I’ve only ever made gelato with the usual slew of egg yolks, but I stumbled on this recipe in Saveur that uses four simple ingredients: milk, sugar, cocoa, and corn starch. It worked perfectly, and is so, so much easier than any other ice cream or gelato recipes out there. I didn’t even use an ice cream maker—just throw it all together and pop it in the freezer.
Chocolate Gelato
Adapted from Saveur
3 cups whole milk
3⁄4 cup sugar
2 tablespoons cornstarch
1 cup unsweetened cocoa
1. Bring 2 cups of the milk to a simmer in a medium saucepan over medium heat, then remove from heat. Combine remaining 1 cup milk, sugar, cornstarch, and cocoa in a bowl, add to hot milk, and cook until sugar and cocoa dissolve.
2. Set aside to let cool, then cover and refrigerate overnight.
For the caramel, I scoured the old Perigee library for a candy making book they’d published before my time, Who Wants Candy.
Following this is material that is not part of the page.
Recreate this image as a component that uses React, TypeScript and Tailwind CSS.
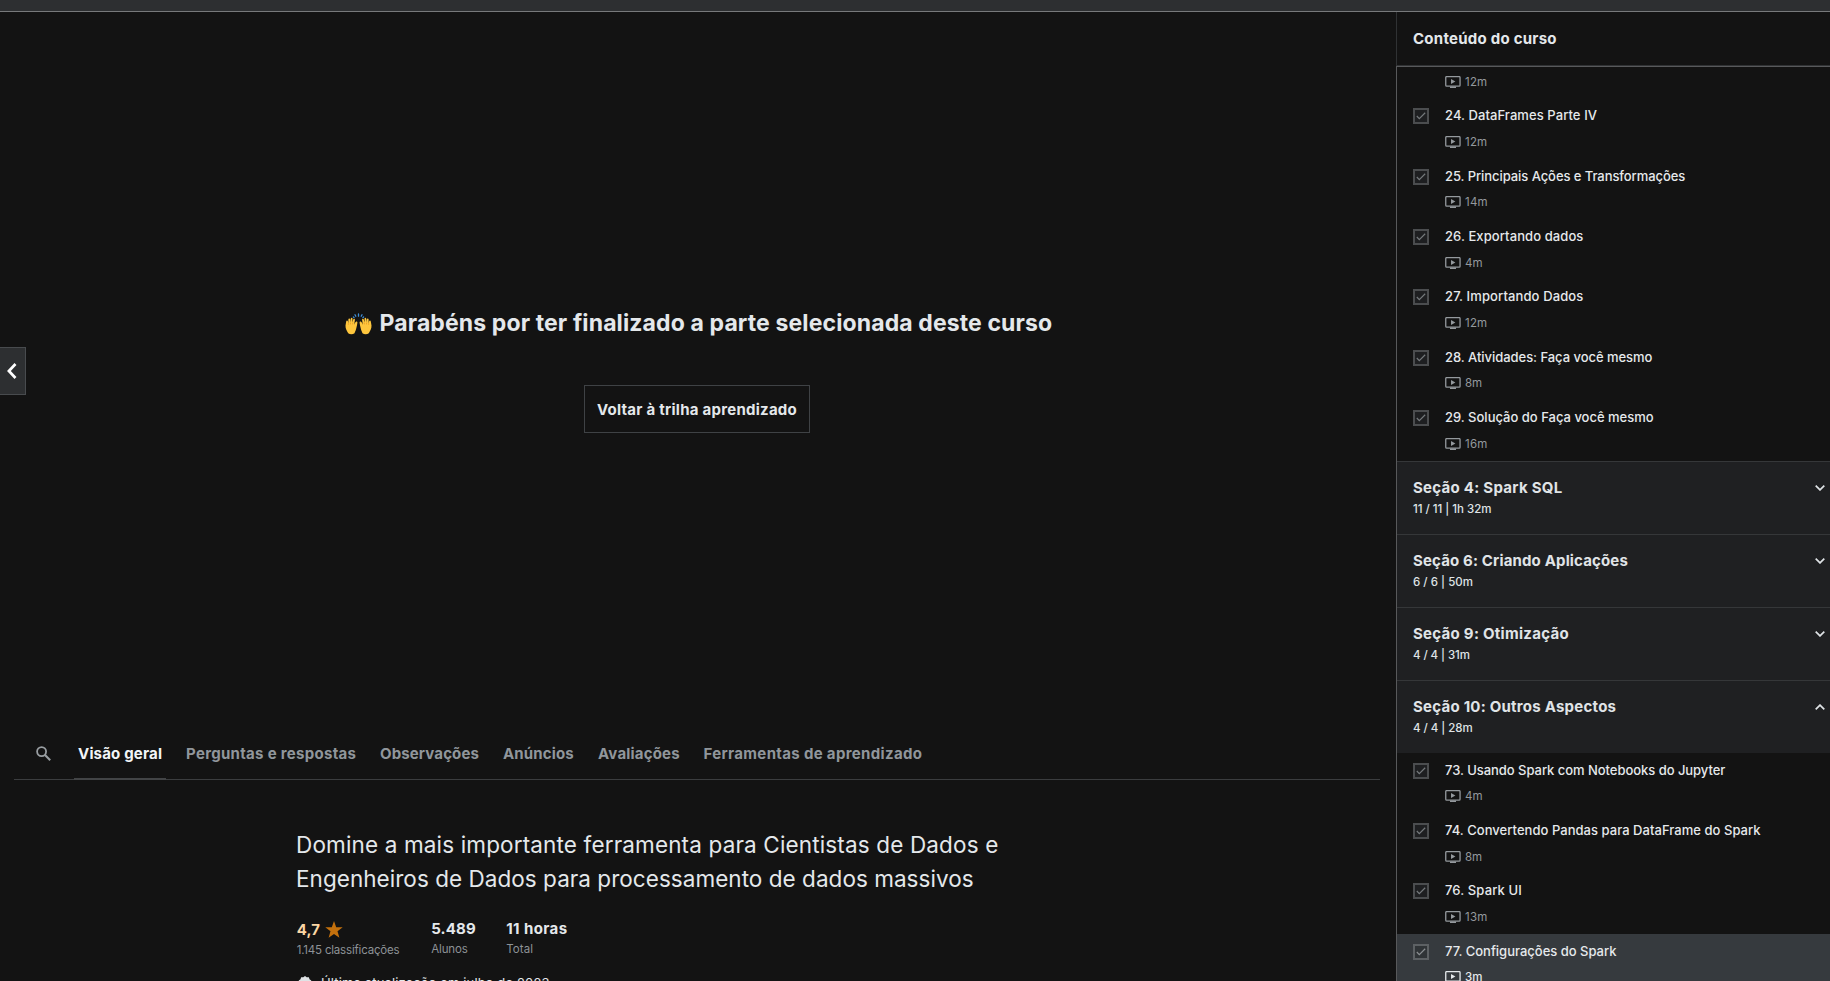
import React from 'react';
import clsx from 'clsx';

type Lecture = { title: string; tracking: string; time: string; active?: boolean };
type Section = { title: string; tracking: string; info: string; infoTracking: string; open?: boolean };

const firstLectures: Lecture[] = [
  { title: '24. DataFrames Parte IV', tracking: 'tracking-[0.08px]', time: '12m' },
  { title: '25. Principais Ações e Transformações', tracking: 'tracking-[-0.07px]', time: '14m' },
  { title: '26. Exportando dados', tracking: 'tracking-[0.09px]', time: '4m' },
  { title: '27. Importando Dados', tracking: 'tracking-[0.12px]', time: '12m' },
  { title: '28. Atividades: Faça você mesmo', tracking: 'tracking-[-0.04px]', time: '8m' },
  { title: '29. Solução do Faça você mesmo', tracking: 'tracking-normal', time: '16m' },
];

const sections: Section[] = [
  { title: 'Seção 4: Spark SQL', tracking: 'tracking-[0.27px]', info: '11 / 11 | 1h 32m', infoTracking: 'tracking-[-0.03px]' },
  { title: 'Seção 6: Criando Aplicações', tracking: 'tracking-[0.15px]', info: '6 / 6 | 50m', infoTracking: 'tracking-[0.02px]' },
  { title: 'Seção 9: Otimização', tracking: 'tracking-[0.28px]', info: '4 / 4 | 31m', infoTracking: 'tracking-[-0.08px]' },
  { title: 'Seção 10: Outros Aspectos', tracking: 'tracking-[0.24px]', info: '4 / 4 | 28m', infoTracking: 'tracking-[-0.05px]', open: true },
];

const lastLectures: Lecture[] = [
  { title: '73. Usando Spark com Notebooks do Jupyter', tracking: 'tracking-[-0.04px]', time: '4m' },
  { title: '74. Convertendo Pandas para DataFrame do Spark', tracking: 'tracking-[0.04px]', time: '8m' },
  { title: '76. Spark UI', tracking: 'tracking-[0.14px]', time: '13m' },
  { title: '77. Configurações do Spark', tracking: 'tracking-[-0.01px]', time: '3m', active: true },
];

const tabs = [
  { label: 'Visão geral', box: 'w-[108px]', tracking: 'tracking-[0.18px]' },
  { label: 'Perguntas e respostas', box: 'w-[194px]', tracking: 'tracking-[0.3px]' },
  { label: 'Observações', box: 'w-[123px]', tracking: 'tracking-[0.13px]' },
  { label: 'Anúncios', box: 'w-[95px]', tracking: 'tracking-[0.13px]' },
  { label: 'Avaliações', box: 'w-[105.5px]', tracking: 'tracking-[0.19px]' },
  { label: 'Ferramentas de aprendizado', box: 'w-[240px]', tracking: 'tracking-[0.34px]' },
];

function PlayIcon() {
  return (
    <svg width="16" height="12" viewBox="0 0 16 12" className="shrink-0" fill="none">
      <rect x="0.75" y="0.6" width="14.3" height="9.6" rx="0.9" stroke="currentColor" strokeWidth="1.3" />
      <path d="M5 10.5h6V12H5z" fill="currentColor" />
      <path d="M6 3v5l4.400-2.500z" fill="currentColor" />
    </svg>
  );
}

function Chevron({ up }: { up?: boolean }) {
  return (
    <svg width="10" height="6" viewBox="0 0 10 6" className="mt-[9px] shrink-0" fill="none" stroke="#dfe3e6" strokeWidth="1.7">
      <path d={up ? 'M0.7 5.3 5 1.1l4.3 4.2' : 'M0.7 0.7 5 4.9 9.3 0.7'} />
    </svg>
  );
}

function Meta({ time, active }: { time: string; active?: boolean }) {
  return (
    <div
      className={clsx(
        'flex h-[18px] items-center gap-1 text-[11.5px]/[18px]',
        active ? 'font-medium text-[#e4e8eb]' : 'text-[#94999d]',
      )}
    >
      <PlayIcon />
      <span className={time.length === 2 ? 'tracking-normal' : 'tracking-[0.2px]'}>{time}</span>
    </div>
  );
}

function LectureRow({ title, tracking, time, active }: Lecture) {
  return (
    <div className={clsx('flex h-[60.4px] shrink-0 gap-4 pl-4', active && 'bg-[#363a3e]')}>
      <div
        className={clsx(
          'mt-[9.6px] flex size-4 shrink-0 items-center justify-center border-2',
          active ? 'border-[#5d6164] bg-[#303437]' : 'border-[#4b4d4f] bg-[#1e1f21]',
        )}
      >
        <svg width="10" height="8" viewBox="0 0 10 8" fill="none" stroke={active ? '#8b8f92' : '#75797c'} strokeWidth="1.2">
          <path d="M0.8 4 3.3 6.6 9.2 0.8" />
        </svg>
      </div>
      <div className="pt-[6.6px]">
        <div className={clsx('text-[13px]/5 font-medium whitespace-nowrap text-[#e6e9ec]', tracking)}>{title}</div>
        <div className="pt-[7.7px]">
          <Meta time={time} active={active} />
        </div>
      </div>
    </div>
  );
}

function SectionHeader({ title, tracking, info, infoTracking, open }: Section) {
  return (
    <div className="flex h-[73px] shrink-0 justify-between border-t border-[#353739] bg-[#1f2022] pt-[14.5px] pr-[5px] pl-4">
      <div>
        <div className={clsx('pt-[0.7px] text-[15px]/[22px] font-bold text-[#e0e4e7]', tracking)}>{title}</div>
        <div className={clsx('mt-[0.8px] text-[11.5px]/[18px] font-medium text-[#dfe3e6]', infoTracking)}>{info}</div>
      </div>
      <Chevron up={open} />
    </div>
  );
}

function Hand() {
  return (
    <>
      <path
        d="M1.2 8.4c0-1 1.5-1.1 1.7-.1l.4 2.1.1-4.2c0-1.1 1.7-1.1 1.8 0l.2 3.3.4-4c.1-1 1.7-1 1.7.1l-.1 4 .9-3.3c.3-1 1.8-.6 1.6.4l-.7 5c.4-1 .9-2.4 1.8-3 .8-.4 1.500.2 1.400 1.100-.3 1.900-.6 4.200-1.300 6.300-.6 2.100-1.300 3.200-1.600 4.100-1.700 1.500-4.600 1.500-6.300 0C2 18 .3 15.800.5 12.500z"
        fill="#fec63d"
      />
      <path d="M3.400 10.200v1.600M5.500 9.700v1.700M7.800 9.700l-.2 1.700" stroke="#e99a24" strokeWidth=".8" />
    </>
  );
}

function RaisedHands() {
  return (
    <svg width="27" height="22" viewBox="0 0 27 22" className="mt-[6px] shrink-0">
      <path
        d="M13.500 1v2.200M10 1.700l.8 1.500M17 1.700l-.8 1.500M8.400 4l.6.500M18.600 4l-.6.500"
        stroke="#3f8fd8"
        strokeWidth="1.3"
        strokeLinecap="round"
      />
      <Hand />
      <g transform="matrix(-1 0 0 1 27 0)">
        <Hand />
      </g>
    </svg>
  );
}

export default function App() {
  return (
    <div className="flex h-[981px] w-[1830px] flex-col overflow-hidden bg-[#131313] font-['Inter',sans-serif]">
      <div className="h-3 shrink-0 border-b border-[#77797b] bg-[#2d2f31]" />
      <div className="flex min-h-0 flex-1">
        <main className="relative flex w-[1396px] shrink-0 flex-col">
          <button
            aria-label="Anterior"
            className="absolute top-[335px] left-0 flex h-12 w-[26px] items-center border border-l-0 border-[#484b4e] bg-[#2d2f31] pl-[7px]"
          >
            <svg width="10" height="16" viewBox="0 0 10 16" fill="none" stroke="#fff" strokeWidth="2.7">
              <path d="M8.5 1 1.9 8l6.6 7" />
            </svg>
          </button>

          <div className="flex shrink-0 gap-2 pt-[294.6px] pl-[344.5px]">
            <RaisedHands />
            <h2 className="text-[23px]/[32px] font-bold tracking-[0.12px] whitespace-nowrap text-[#e4e8eb]">
              Parabéns por ter finalizado a parte selecionada deste curso
            </h2>
          </div>
          <button className="mt-[46.4px] ml-[584px] h-12 w-[226px] shrink-0 border border-[#3f4245] pt-[2px] text-[15px] font-bold tracking-[0.26px] whitespace-nowrap text-[#e4e8eb]">
            Voltar à trilha aprendizado
          </button>

          <nav className="mt-[295px] ml-[14px] flex h-[52px] w-[1366px] shrink-0 border-b border-[#3b3d3f]">
            <div className="w-16 pt-[18px] pl-[22px]">
              <svg width="15" height="15" viewBox="0 0 15 15" fill="none" stroke="#999ea2" strokeWidth="1.8">
                <circle cx="5.6" cy="5.6" r="4.500" />
                <path d="m9 9 5.200 5.200" strokeWidth="2.1" />
              </svg>
            </div>
            {tabs.map((t, i) => (
              <div
                key={t.label}
                className={clsx(
                  'shrink-0 text-[15px]/[51px] font-bold whitespace-nowrap',
                  t.box,
                  t.tracking,
                  i === 0 ? 'text-[#f2f5f7]' : 'text-[#90969b]',
                )}
              >
                {i === 0 ? <div className="-ml-1 h-[52px] w-[92px] border-b-2 border-[#424446] pl-1">{t.label}</div> : t.label}
              </div>
            ))}
          </nav>

          <section className="shrink-0 pt-[47.8px] pl-[296px] text-[#e4e8eb]">
            <p className="text-[22.5px]/[34px] whitespace-nowrap">
              <span className="block tracking-[0.15px]">Domine a mais importante ferramenta para Cientistas de Dados e</span>
              <span className="block tracking-[0.04px]">Engenheiros de Dados para processamento de dados massivos</span>
            </p>
            <div className="flex pt-[22.200px] pl-[0.7px] text-[11.5px]/[18px] text-[#8d9296]">
              <div className="w-[134.500px] pt-[1.500px]">
                <div className="flex h-[22px] gap-[5px]">
                  <span className="text-[15px]/[22px] font-bold tracking-[0.15px] text-[#fbd6a4]">4,7</span>
                  <svg width="18" height="17" viewBox="0 0 18 17" className="mt-[2px]" fill="#c4710d">
                    <path d="m9 0 2.200 6.200H17.700l-5.200 4 1.900 6.500L9 12.900l-5.400 3.800 1.900-6.500-5.200-4h6.500z" />
                  </svg>
                </div>
                <div className="tracking-[-0.19px]">1.145 classificações</div>
              </div>
              <div className="w-[75px]">
                <div className="pt-[0.5px] text-[15px]/[22px] font-bold tracking-[0.18px] text-[#e4e8eb]">5.489</div>
                <div className="tracking-[-0.13px]">Alunos</div>
              </div>
              <div>
                <div className="pt-[0.5px] text-[15px]/[22px] font-bold tracking-[0.41px] text-[#e4e8eb]">11 horas</div>
                <div className="tracking-[0.1px]">Total</div>
              </div>
            </div>
            <div className="flex gap-[10px] pt-[13.500px] pl-[2px] text-[13px]/5">
              <svg width="14" height="14" viewBox="0 0 14 14" className="mt-[3px] shrink-0" fill="#dfe3e6">
                <path d="m7 0 1.700 1.300 2.200-.1.600 2.100 1.800 1.200L12.600 7l.7 2.500-1.800 1.200-.6 2.100-2.200-.1L7 14l-1.700-1.300-2.200.1-.6-2.100-1.800-1.200L1.400 7 .7 4.500l1.800-1.200.6-2.100 2.200.1z" />
              </svg>
              <span className="-ml-px tracking-[0.15px] whitespace-nowrap">Última atualização em julho de 2023</span>
            </div>
          </section>
        </main>

        <aside className="flex min-w-0 flex-1 flex-col">
          <header className="flex h-[54px] shrink-0 items-center border-b border-l border-[#303234] pl-4">
            <h2 className="text-[15px]/[22px] font-bold tracking-[0.25px] text-[#e4e8eb]">Conteúdo do curso</h2>
          </header>
          <div className="flex min-h-0 flex-1 flex-col overflow-hidden border-t border-l border-[#58595b]">
            <div className="flex h-[31.6px] shrink-0 items-start pt-[5.5px] pl-12">
              <Meta time="12m" />
            </div>
            {firstLectures.map((l) => (
              <LectureRow key={l.title} {...l} />
            ))}
            {sections.map((s) => (
              <SectionHeader key={s.title} {...s} />
            ))}
            {lastLectures.map((l) => (
              <LectureRow key={l.title} {...l} />
            ))}
          </div>
        </aside>
      </div>
    </div>
  );
}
In my five years at Perigee, I’ve never once cracked this book open. Now my list of recipes I want to try will last me all summer. These candies, which I adapted into a salted caramel swirl, went perfectly with the gelato.
Dorothy’s Never-Fail Caramels
Adapted from Who Wants Candy by Jane Sharrock
The original recipe has you boil the caramel to 248 degrees F. I stopped boiling at around 240 degrees F, which made the chilled candies much softer and easier to melt down into a gelato swirl.
2 cups granulated sugar
1 cup packed light brown sugar
1 cup light corn syrup
1 cup half-and-half
1 cup milk
1 cup (2 sticks) unsalted butter
4 teaspoons vanilla extract
1 tablespoon sea salt
Generously butter a 9 x 13-inch pan.
In a heavy sauce pan over medium heat, combine the sugars, corn syrup, half-and-half, milk, butter, and salt, stirring until the sugars dissolve and the mixture begins to boil. Reduce the heat to medium low. Cook, stirring constantly, until the mixture reaches 240 degrees F on a candy thermometer.
Remove from the heat. Stir in the vanilla. Pour into the buttered pan. Let cool. You’ll only need to mix about a quarter of this recipe into the gelato. Cut the rest into squares and individually wrap each piece in plastic wrap or waxed paper. Store in an airtight container, and watch out: the softer consistency means these are killer on your teeth. Be careful for your fillings!
Combine the Gelato and Caramel
Freeze the gelato in a covered container (a Pyrex container is perfect for this). Take it out after an hour and stir with a heavy whisk to maintain a creamy consistency. Do this again after another hour and return to the freezer.
Take about a quarter of the chilled caramel and melt it in a small saucepan over medium heat. Or, you can plan to start cooking your caramel after the second time you swirl the gelato. That way you can use a portion of the liquid caramel mixture before chilling the rest. Just let is cool slightly before mixing into the gelato.
Whether you’re melting chilled caramel or using it straight from the pan, take the gelato out of the freezer after another hour and whisk again. Pour the liquid caramel into the swirled gelato and continue mixing with your whisk until the gelato and caramel are well combined. Return to the freezer and let harden again.
This takes me back to eating gelato as a kid on a hot summer day.
I love how you don’t have to use an ice cream maker for this. Very cool.
I looooove caramel. I’m going to try that recipe on it’s own, and just eat the caramel! There are no rules when it comes to dessert, right?
I never thought about the fact that gelaterias exist. That sounds like my idea of heaven.
I’ve been sitting at work feeling completely uninspired, until I saw your post! I’m going to try this out tonight.
Delicious! Thanks for sharing. I always wondered how to make gelato.
Awesome recipe. I’m going to try it minus the caramel. I don’t think my fillings could take it!
Seriously, careful with the teeth on this one…
I’d love to make this, just in time for summer. My kids would love the caramel.
Another great recipe. I love your ideas.
This looks delicious! A perfect indulgence for a hot summer day. Here’s a random question, has anyone ever made a gelato milkshake?
that is a great idea!
I have! And it was delicious. You should give it a shot, Francine.